**Given problem:**
Search the listing below for "Reproduce". Copy each matching line.

====== Given data ======

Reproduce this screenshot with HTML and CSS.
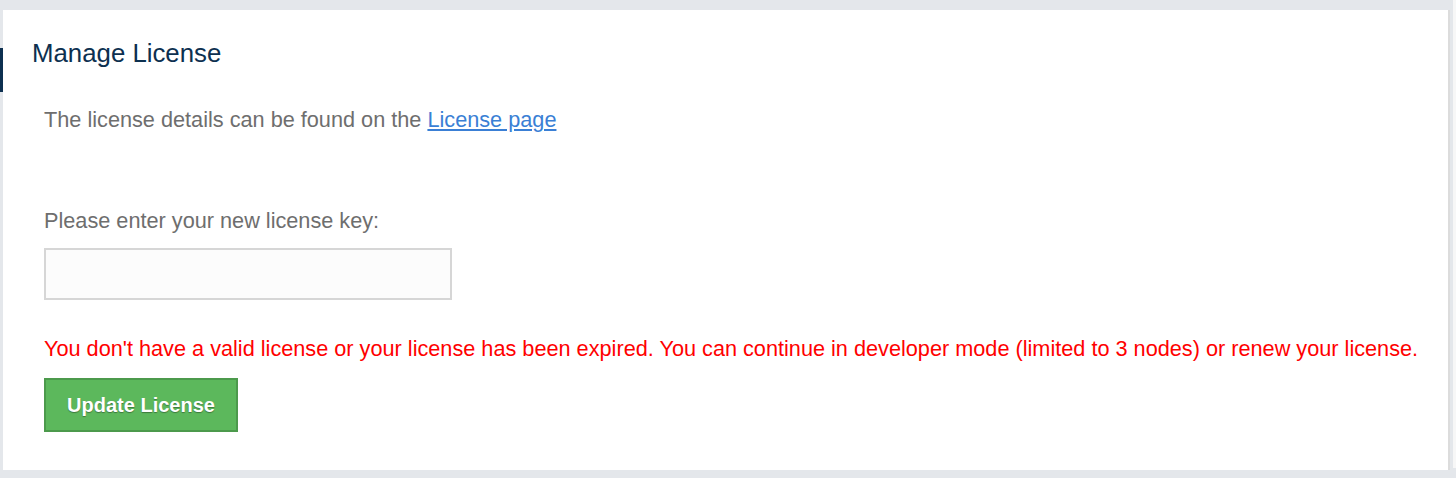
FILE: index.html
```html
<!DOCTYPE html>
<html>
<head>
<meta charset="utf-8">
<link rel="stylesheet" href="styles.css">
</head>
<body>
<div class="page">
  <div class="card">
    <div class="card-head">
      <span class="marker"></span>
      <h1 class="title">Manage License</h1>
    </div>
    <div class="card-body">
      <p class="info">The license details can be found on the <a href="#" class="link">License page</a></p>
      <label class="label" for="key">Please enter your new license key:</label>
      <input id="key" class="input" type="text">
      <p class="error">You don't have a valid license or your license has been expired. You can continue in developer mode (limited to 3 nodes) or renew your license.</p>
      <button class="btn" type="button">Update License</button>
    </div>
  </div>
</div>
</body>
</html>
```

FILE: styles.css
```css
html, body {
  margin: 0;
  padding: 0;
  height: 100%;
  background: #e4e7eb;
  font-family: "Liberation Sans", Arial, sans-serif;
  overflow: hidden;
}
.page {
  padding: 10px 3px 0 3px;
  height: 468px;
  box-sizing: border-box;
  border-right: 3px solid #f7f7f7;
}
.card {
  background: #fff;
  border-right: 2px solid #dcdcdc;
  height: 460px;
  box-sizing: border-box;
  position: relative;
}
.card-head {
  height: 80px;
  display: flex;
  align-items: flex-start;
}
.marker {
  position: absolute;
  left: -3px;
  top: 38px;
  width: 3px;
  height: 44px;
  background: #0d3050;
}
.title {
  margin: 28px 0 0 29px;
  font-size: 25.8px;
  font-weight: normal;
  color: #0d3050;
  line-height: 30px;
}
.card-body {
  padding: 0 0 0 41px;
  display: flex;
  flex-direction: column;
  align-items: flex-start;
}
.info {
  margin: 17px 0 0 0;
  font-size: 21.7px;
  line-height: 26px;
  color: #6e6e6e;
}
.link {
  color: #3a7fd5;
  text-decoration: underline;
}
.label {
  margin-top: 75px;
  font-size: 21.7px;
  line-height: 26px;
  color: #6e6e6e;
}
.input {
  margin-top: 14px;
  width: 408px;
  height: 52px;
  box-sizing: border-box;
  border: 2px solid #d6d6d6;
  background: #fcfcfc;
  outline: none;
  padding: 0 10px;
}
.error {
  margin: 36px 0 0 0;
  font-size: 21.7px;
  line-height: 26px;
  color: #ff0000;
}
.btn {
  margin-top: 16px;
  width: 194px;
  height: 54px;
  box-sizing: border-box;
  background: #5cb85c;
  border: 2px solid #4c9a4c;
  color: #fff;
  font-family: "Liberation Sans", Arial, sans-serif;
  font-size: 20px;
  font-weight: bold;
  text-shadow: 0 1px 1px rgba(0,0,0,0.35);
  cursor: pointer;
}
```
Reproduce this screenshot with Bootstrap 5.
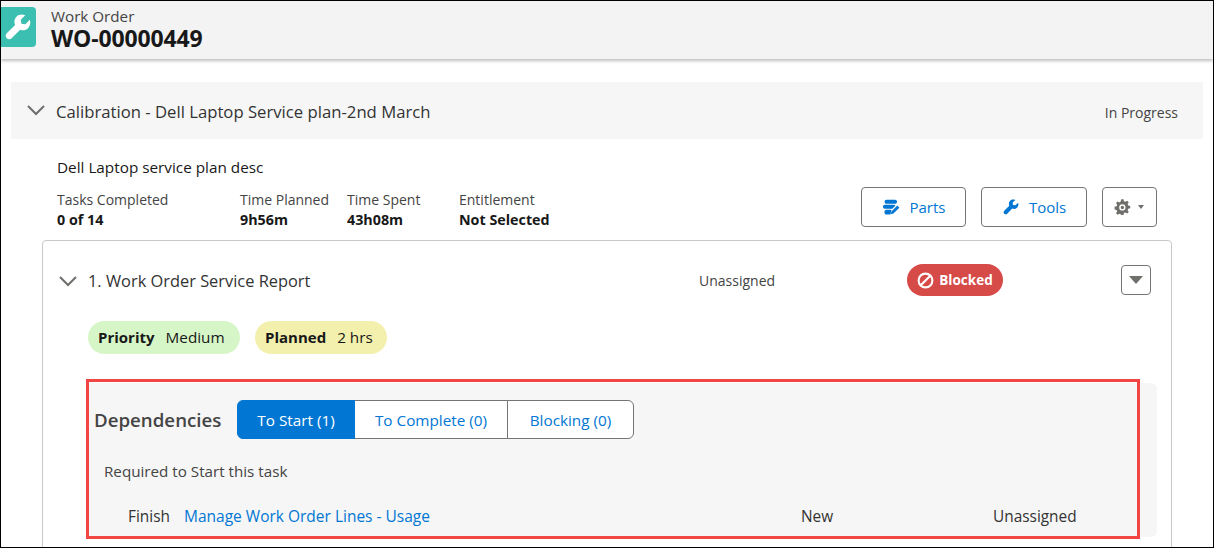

======

**Complete response:**
Reproduce this screenshot with HTML and CSS.
Reproduce this screenshot with Bootstrap 5.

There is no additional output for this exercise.